In all if history I see one successful revolutionary who denied himself this luxury and that is India’s great soul. If he was willing to fast to the death at Ahmedabad against the industrialists, as perhaps a pure Marxist soul might have done, he was also prepared to fast to the death against the proletariat when they wished to destroy the instruments of production. If he was prepared to stand against the British for dividing his country, he was also prepared to stand against his fellow Hindu communalists who were dividing it in a different way. He could live without adulation; he could not live without truth.

Immanuel Kant once said that only one thing was good in itself and that was a good will. The ultimate test of a good will in political life is the willingness to stand against one’s followers on behalf of truth; it is loving truth more than self.
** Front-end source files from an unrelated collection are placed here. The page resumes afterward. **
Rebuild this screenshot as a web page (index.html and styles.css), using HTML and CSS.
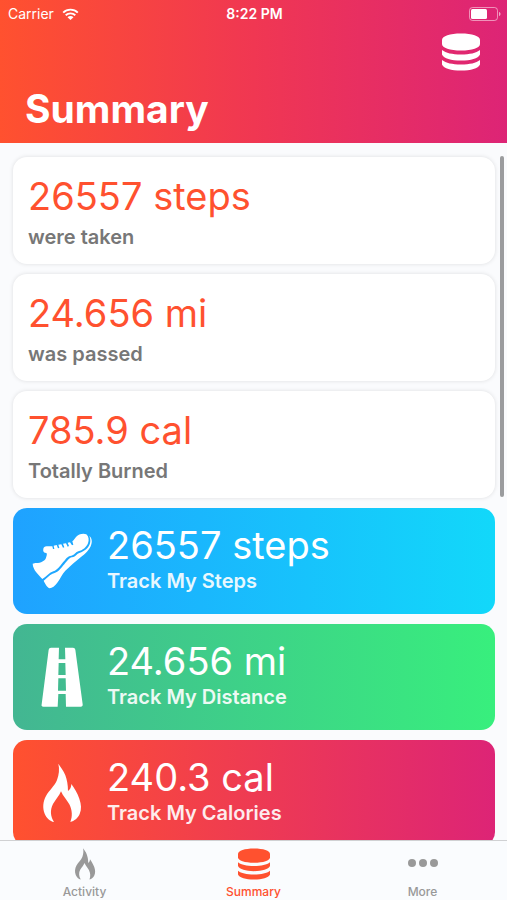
FILE: index.html
```html
<!DOCTYPE html>
<html lang="en">
<head>
<meta charset="UTF-8">
<meta name="viewport" content="width=device-width, initial-scale=1.0">
<title>Summary</title>
<link rel="stylesheet" href="styles.css">
</head>
<body>
<svg class="defs" aria-hidden="true">
  <symbol id="database" viewBox="0 0 38 38">
    <path d="M0 7C0 3 8 0.500 19 0.500S38 3 38 7v4c0 4-8 6.500-19 6.500S0 15 0 11z"/>
    <path d="M0 17c4 3 10 4.500 19 4.500S34 20 38 17v4.500c-2 4-9 6-19 6S2 25.500 0 21.500z"/>
    <path d="M0 27c4 3 10 4.500 19 4.500S34 30 38 27v4.500c-2 4-9 6-19 6S2 35.500 0 31.500z"/>
  </symbol>
  <symbol id="flame" viewBox="70 54 114 180">
    <path d="M116 56C122 66 132 76 137 91C142 105 145 119 145 138C151 134 155 127 155 117C164 130 173 144 179 161C185 178 186 193 180 207C175 219 164 228 152 231C159 215 158 196 149 178C141 164 130 154 124 139C119 153 108 163 100 177C91 194 92 214 103 231C91 229 80 219 75 206C68 189 70 169 79 153C89 135 105 123 112 105C118 89 120 72 116 56Z"/>
  </symbol>
</svg>
<header class="header">
  <div class="status">
    <div class="carrier">
      <span>Carrier</span>
      <svg class="wifi" viewBox="0 0 17 12">
        <path d="M1.200 4.600C5.200 0.600 11.800 0.600 15.800 4.600M3.700 7.300C6.400 4.700 10.600 4.700 13.300 7.300" fill="none" stroke="#fff" stroke-width="1.900"/>
        <path d="M5.500 9.200C7.200 7.600 9.800 7.600 11.500 9.200L8.500 12z" fill="#fff"/>
      </svg>
    </div>
    <time class="clock">8:22 PM</time>
    <svg class="battery" viewBox="0 0 32 14">
      <rect x="0.500" y="0.500" width="28" height="13" rx="3" fill="none" stroke="#fff" stroke-opacity="0.500"/>
      <rect x="2" y="2" width="16" height="10" rx="1.500" fill="#fff"/>
      <path d="M30 5c2 0.500 2 3.500 0 4z" fill="#fff" fill-opacity="0.600"/>
    </svg>
  </div>
  <div class="nav">
    <button class="nav-button" type="button" aria-label="Data">
      <svg class="nav-icon"><use href="#database"/></svg>
    </button>
  </div>
  <h1 class="title">Summary</h1>
</header>

<main class="content">
  <section class="totals">
    <div class="card">
      <p class="value">26557 steps</p>
      <p class="label">were taken</p>
    </div>
    <div class="card">
      <p class="value">24.656 mi</p>
      <p class="label">was passed</p>
    </div>
    <div class="card">
      <p class="value">785.9 cal</p>
      <p class="label">Totally Burned</p>
    </div>
  </section>
  <section class="trackers">
    <a class="tracker steps" href="#steps">
      <svg class="tracker-icon" viewBox="36 30 180 180">
        <path d="M38 128L46 126C61 127 75 120 78 110C80 104 82 99 79 96C72 96 68 91 70 83C71 77 76 74 85 76L97 76L99 84L103 84L101 74L110 72L114 82L118 81L115 71L124 70L129 80L133 79L129 68L138 67L143 77L147 75L143 65L150 64L156 73L160 71L157 61C162 57 166 50 171 45C179 39 190 36 199 40C206 46 208 57 204 67C199 79 188 88 175 91C165 94 165 102 154 104C142 105 137 115 129 124C119 136 113 147 100 151C88 155 81 165 67 174C56 161 39 148 38 128Z"/>
        <path d="M71 179C84 170 89 161 102 157C117 152 123 141 133 130C141 121 146 111 156 109C169 107 168 99 178 96C194 91 206 81 210 67C212 59 211 51 208 45C215 49 217 60 214 70C209 88 195 99 182 109C166 122 151 135 136 149C126 160 121 172 113 184C105 195 96 202 89 202C82 200 75 188 71 179Z"/>
      </svg>
      <div class="tracker-text">
        <p class="value">26557 steps</p>
        <p class="label">Track My Steps</p>
      </div>
    </a>
    <a class="tracker distance" href="#distance">
      <svg class="tracker-icon" viewBox="36 49 180 180">
        <path fill-rule="evenodd" d="M93 51H117L116 86H136L135 51H159Q165 51 166 57L188 221Q189 228 182 228H138L137 190H115L113 228H70Q63 228 65 221L86 57Q87 51 93 51ZM116 97L115 133H137L136 97ZM115 143L114 180H138L137 143Z"/>
      </svg>
      <div class="tracker-text">
        <p class="value">24.656 mi</p>
        <p class="label">Track My Distance</p>
      </div>
    </a>
    <a class="tracker calories" href="#calories">
      <svg class="tracker-icon"><use href="#flame"/></svg>
      <div class="tracker-text">
        <p class="value">240.3 cal</p>
        <p class="label">Track My Calories</p>
      </div>
    </a>
  </section>
  <div class="scroll-thumb"></div>
</main>

<nav class="tabs">
  <a class="tab" href="#activity">
    <svg class="tab-icon"><use href="#flame"/></svg>
    <span>Activity</span>
  </a>
  <a class="tab active" href="#summary">
    <svg class="tab-icon"><use href="#database"/></svg>
    <span>Summary</span>
  </a>
  <a class="tab" href="#more">
    <svg class="tab-icon" viewBox="0 0 32 32">
      <circle cx="5" cy="15" r="4"/>
      <circle cx="16" cy="15" r="4"/>
      <circle cx="27" cy="15" r="4"/>
    </svg>
    <span>More</span>
  </a>
</nav>
</body>
</html>
```
FILE: styles.css
```css
* {box-sizing:border-box;}
body {
  margin:0;
  height:100vh;
  display:flex;
  flex-direction:column;
  background:#fafbfd;
  font-family:Inter, "Liberation Sans", sans-serif;
}
h1, p {margin:0;}
a {color:inherit; text-decoration:none;}
.defs {display:none;}

/* header */
.header {
  flex:none;
  background:linear-gradient(to right, #ff512f, #f03752 50%, #dd2476);
  color:#fff;
  padding-bottom:10px;
}
.status {
  display:grid;
  grid-template-columns:1fr auto 1fr;
  align-items:center;
  height:27px;
  padding:0 6px 0 8px;
  font-size:14px;
}
.carrier {display:flex; align-items:center; gap:8px;}
.wifi {width:17px; height:12px;}
.clock {font-weight:600;}
.battery {width:32px; height:14px; justify-self:end;}
.nav {display:flex; justify-content:flex-end; height:58px; padding:6px 27px;}
.nav-button {padding:0; border:0; background:none; width:38px; height:38px; cursor:pointer;}
.nav-icon {display:block; width:38px; height:38px; fill:#fff;}
.title {padding-left:25px; font-size:39px; line-height:48px; font-weight:700;}

/* cards */
.content {
  flex:1;
  min-height:0;
  position:relative;
  overflow:hidden;
  padding:14px 12px 0 13px;
}
.totals, .trackers {display:flex; flex-direction:column; gap:10px;}
.trackers {margin-top:10px;}
.card {
  padding:15px;
  border-radius:14px;
  background:#fff;
  box-shadow:0 0 4px rgba(0,0,0,0.12);
}
.value {font-size:38px; line-height:48px; font-weight:400;}
.label {font-size:20px; line-height:24px; font-weight:600;}
.card .value {color:#ff512f;}
.card .label {margin-top:5px; color:#777;}
.tracker {
  display:flex;
  align-items:center;
  gap:15px;
  height:106px;
  padding:0 19px;
  border-radius:14px;
  color:#fff;
}
.tracker-text {padding-bottom:8px;}
.tracker .label {opacity:0.9;}
.tracker-icon {flex:none; width:60px; height:60px; fill:#fff;}
.steps {background:linear-gradient(to right, #1fa2ff, #12d8fa);}
.distance {background:linear-gradient(to right, #43b692, #38ef7d);}
.calories {background:linear-gradient(to right, #ff512f, #dd2476);}
.scroll-thumb {
  position:absolute;
  top:13px;
  right:3px;
  width:4px;
  height:341px;
  border-radius:2px;
  background:#9b9c9e;
}

/* tab bar */
.tabs {
  flex:none;
  display:flex;
  height:60px;
  border-top:1px solid #d0d1d3;
  background:#fafcfe;
}
.tab {
  flex:1;
  display:flex;
  flex-direction:column;
  align-items:center;
  gap:4px;
  padding-top:7px;
  color:#999;
  fill:#999;
  font-size:12px;
  line-height:16px;
  font-weight:500;
}
.tab-icon {width:32px; height:32px;}
.active {color:#ff512f; fill:#ff512f;}
```
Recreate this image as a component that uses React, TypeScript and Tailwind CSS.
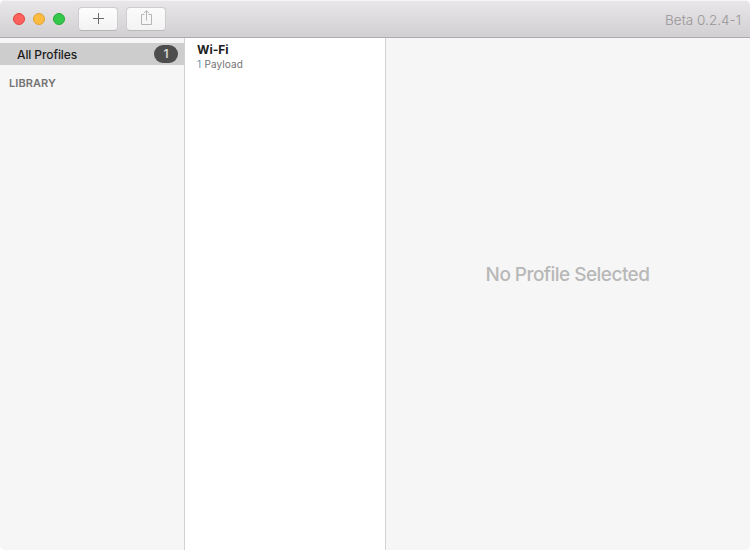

Admitting, therefore, Gandhi’s preoccupation with bowels and goat’s milk, with chastity and vegetables, the mystique of retained semen and similar eccentricities, when his test came, when he had to surrender political power or truth, he was radically unlike Milton or Lenin or Samuel Adams or the modern breed of angry savior. He was actually prepared to surrender political power and his followers knew it.

Gandhiji was a great soul in two senses. In Aristotle’s ethical code a man could become magnanimous, great-souled, only after he had mastered all of the other ethical virtues and, consequently, by forgetting self, could rise above mean and petty actions. Mahatma also means great-souled, but for me the Indian word both includes Aristotle’s meaning and carries a higher one of its own. The great soul is one that one which has most clearly realized its relation to Brahman. It is not merely ethical; it is, in some sense, godlike. The ethical man gives us a pattern of conduct, but the godlike man, in addition, expands our awareness according to the measure of his own. We could have seen this more clearly before the age of printing. It requires magnanimity to see it now.